Entre la construction de ces deux édifices, Žižkov traverse la période du régime communiste. Le quartier obtient un nouveau surnom, celui de « Žižkov le rouge », en raison du grand nombre de militants communistes qui y vivent. Si l’on en croit le philosophe Václav Bělohradský, qui y emménage avec sa famille à l’âge de quatre ans, et donc en 1948, quand les communistes prennent le pouvoir, ce n’est pas une légende.« Mon expérience de Žižkov est celle d’un quartier prolétaire. Dans la partie basse du quartier, il y avait cette âme prolétaire qui était aussi finalement menacée par le communisme. Il y avait la peur qu’inspiraient certaines personnes. Il y avait des miliciens, des communistes. A l’école, nous savions que nous ne devions pas parler devant tel enfant car son père était milicien. J’ai donc là-bas été en contact avec les racines authentiques du communisme tchèque mais aussi de l’anti-communisme tchèque. Il y avait par exemple un anti-communisme ouvrier qui méprisait le communisme des fonctionnaires. Donc pour moi, cela a été un quartier où j’ai compris ce qu’était la société de classes. »

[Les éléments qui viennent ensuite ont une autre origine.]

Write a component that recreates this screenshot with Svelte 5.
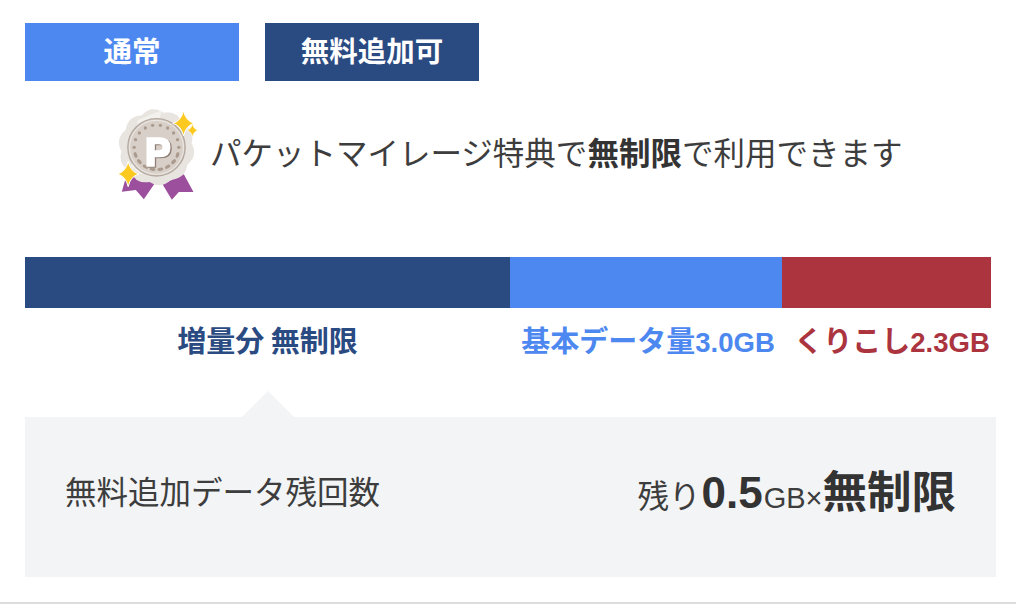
<script>
  const starPath = (cx, cy, r) => {
    const k = r * 0.18;
    const w = r * 0.85;
    return `M${cx} ${cy - r}Q${cx + k} ${cy - k} ${cx + w} ${cy}Q${cx + k} ${cy + k} ${cx} ${cy + r}Q${cx - k} ${cy + k} ${cx - w} ${cy}Q${cx - k} ${cy - k} ${cx} ${cy - r}Z`;
  };
  const rosette = (() => {
    const n = 10, cx = 168, cy = 157;
    let d = '';
    for (let i = 0; i < n; i++) {
      const a = (i / n) * Math.PI * 2 - Math.PI / 2 + 0.2;
      const b = ((i + 0.5) / n) * Math.PI * 2 - Math.PI / 2 + 0.2;
      const c = ((i + 1) / n) * Math.PI * 2 - Math.PI / 2 + 0.2;
      if (i === 0) d += `M${cx + 106 * Math.cos(a)} ${cy + 106 * Math.sin(a)}`;
      d += `Q${cx + 128 * Math.cos(b)} ${cy + 128 * Math.sin(b)} ${cx + 106 * Math.cos(c)} ${cy + 106 * Math.sin(c)}`;
    }
    return d + 'Z';
  })();
  const dots = Array.from({ length: 18 }, (_, i) => {
    const a = (i / 18) * Math.PI * 2;
    return { x: 168 + 67 * Math.cos(a), y: 157 + 67 * Math.sin(a), lower: Math.sin(a) > 0.1, deg: (a * 180) / Math.PI + 90 };
  });
  const bars = [
    { cls: 'navy', width: 485, text: '増量分 無制限', shift: 0 },
    { cls: 'blue', width: 272, text: '基本データ量', num: '3.0GB', shift: 4 },
    { cls: 'red', width: 209, text: 'くりこし', num: '2.3GB', shift: 11 }
  ];
</script>

<main class="page">
  <div class="tabs">
    <div class="tab tab-blue">通常</div>
    <div class="tab tab-navy">無料追加可</div>
  </div>

  <div class="perk">
    <svg class="medal" viewBox="50 30 245 285" aria-hidden="true">
      <path d="M78 240L64 290L106 285L130 313L165 262Z" fill="#9c4f9d" />
      <path d="M250 238L279 291L235 291L214 314L186 268Z" fill="#9c4f9d" />
      <path d={rosette} fill="#e8e4df" />
      <path d="M112 75L185 45L125 240L92 215Z" fill="#f3f1ee" />
      <circle cx="168" cy="157" r="86" fill="#d8d0c8" stroke="#b3a89f" stroke-width="4" />
      <circle cx="168" cy="157" r="81" fill="none" stroke="#eeeae6" stroke-width="3" />
      {#each dots as d}
        {#if d.lower}
          <ellipse cx={d.x} cy={d.y} rx="9" ry="5" fill="#ab9a8e" transform={`rotate(${d.deg} ${d.x} ${d.y})`} />
        {:else}
          <circle cx={d.x} cy={d.y} r="5" fill="#ab9a8e" />
        {/if}
      {/each}
      <path d="M138 127H178Q210 127 210 157Q210 187 178 187H163V215H138Z M163 148V166H175Q186 166 186 157Q186 148 175 148Z" fill="#8f8178" fill-rule="evenodd" transform="translate(4 3)" />
      <path d="M138 127H178Q210 127 210 157Q210 187 178 187H163V215H138Z M163 148V166H175Q186 166 186 157Q186 148 175 148Z" fill="#fff" fill-rule="evenodd" />
      <path d={starPath(249, 85, 38)} fill="#fbc91f" stroke="#fff" stroke-width="3" />
      <path d={starPath(276, 106, 20)} fill="#fbc91f" stroke="#fff" stroke-width="2" />
      <path d={starPath(83, 237, 38)} fill="#fbc91f" stroke="#fff" stroke-width="3" />
    </svg>
    <p class="perk-text">パケットマイレージ特典で<b>無制限</b>で利用できます</p>
  </div>

  <div class="bars">
    {#each bars as b}
      <div class={`seg ${b.cls}`} style={`width:${b.width}px`}></div>
    {/each}
  </div>
  <div class="labels">
    {#each bars as b}
      <div class={`label ${b.cls}-text`} style={`width:${b.width}px;padding-left:${b.shift}px`}>
        <span>{b.text}</span>{#if b.num}<span class="num">{b.num}</span>{/if}
      </div>
    {/each}
  </div>

  <section class="panel">
    <span class="panel-title">無料追加データ残回数</span>
    <span class="panel-value"><span class="remain">残り</span><b class="big">0.5</b><span class="unit">GB×</span><b class="huge">無制限</b></span>
  </section>
  <div class="rule"></div>
</main>

<style>
  :global(body) {
    margin: 0;
    background: #fff;
  }
  .page {
    width: 1016px;
    height: 605px;
    box-sizing: border-box;
    padding-top: 23px;
    overflow: hidden;
    display: flex;
    flex-direction: column;
    font-family: "Noto Sans CJK JP", "Noto Sans", sans-serif;
    color: #3d3d3d;
  }
  .tabs {
    display: flex;
    gap: 26px;
    padding-left: 25px;
  }
  .tab {
    width: 214px;
    height: 58px;
    box-sizing: border-box;
    padding-bottom: 4px;
    display: flex;
    align-items: center;
    justify-content: center;
    color: #fff;
    font-size: 28.5px;
    font-weight: 700;
    line-height: 1;
  }
  .tab-blue { background: #4d88f0; }
  .tab-navy { background: #2a4a82; }
  .perk {
    display: flex;
    align-items: center;
    gap: 11px;
    padding-left: 117px;
    height: 95px;
    margin-top: 24px;
  }
  .medal {
    width: 82px;
    height: 95px;
    flex: none;
    filter: blur(0.4px);
  }
  .perk-text {
    margin: 0 0 1px;
    font-size: 31.5px;
    line-height: 1;
    white-space: nowrap;
  }
  .perk-text b { font-weight: 700; color: #333; }
  .bars {
    display: flex;
    margin: 57px 0 0 25px;
    height: 51px;
  }
  .seg { height: 100%; }
  .navy { background: #2a4a82; }
  .blue { background: #4d88f0; }
  .red { background: #ab343f; }
  .labels {
    display: flex;
    margin: 14px 0 0 25px;
    height: 34px;
  }
  .label {
    display: flex;
    justify-content: center;
    align-items: baseline;
    white-space: nowrap;
    font-size: 29px;
    font-weight: 700;
    line-height: 34px;
    box-sizing: border-box;
  }
  .num {
    font-family: "Liberation Sans", sans-serif;
    font-size: 27.5px;
  }
  .navy-text { color: #2a4a82; }
  .blue-text { color: #4d88f0; }
  .red-text { color: #ab343f; }
  .panel {
    position: relative;
    margin: 61px 0 0 25px;
    width: 971px;
    height: 160px;
    box-sizing: border-box;
    padding: 0 40px 13px 40px;
    background: #f3f4f6;
    display: flex;
    align-items: center;
    justify-content: space-between;
  }
  .panel::before {
    content: "";
    position: absolute;
    left: 217px;
    top: -26px;
    border-left: 26px solid transparent;
    border-right: 26px solid transparent;
    border-bottom: 26px solid #f3f4f6;
  }
  .panel-title {
    font-size: 31.5px;
    line-height: 1;
    white-space: nowrap;
  }
  .panel-value {
    display: flex;
    align-items: baseline;
    font-size: 31.5px;
    line-height: 1;
    white-space: nowrap;
  }
  .remain { margin-right: 1px; }
  .big {
    font-family: "Liberation Sans", sans-serif;
    font-size: 44px;
    font-weight: 700;
    color: #333;
    margin-right: 1px;
  }
  .unit {
    font-family: "Liberation Sans", sans-serif;
    font-size: 29px;
  }
  .huge {
    font-size: 44.5px;
    font-weight: 700;
    color: #333;
  }
  .rule {
    height: 2px;
    background: #dcdcdc;
    margin-top: 25px;
    flex: none;
  }
</style>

Largement rénové depuis la chute du régime communiste, Žižkov a gardé son atmosphère si particulière, bien qu’en de nombreux points plus grand-chose ne la distingue du quartier voisin de Vinohrady. Pour Pavel Trojan, Žižkov serait aujourd’hui menacé par la spéculation immobilière et certains projets de construction, notamment du côté de Parukářka, qui risque d’en dénaturer le visage. L’autre risque est lié au phénomène de gentrification en cours qui voit de nouvelles populations bourgeoises investir le quartier, provoquant une hausse du prix de l’immobilier et incitant les anciens habitants à émigrer vers des quartiers plus abordables.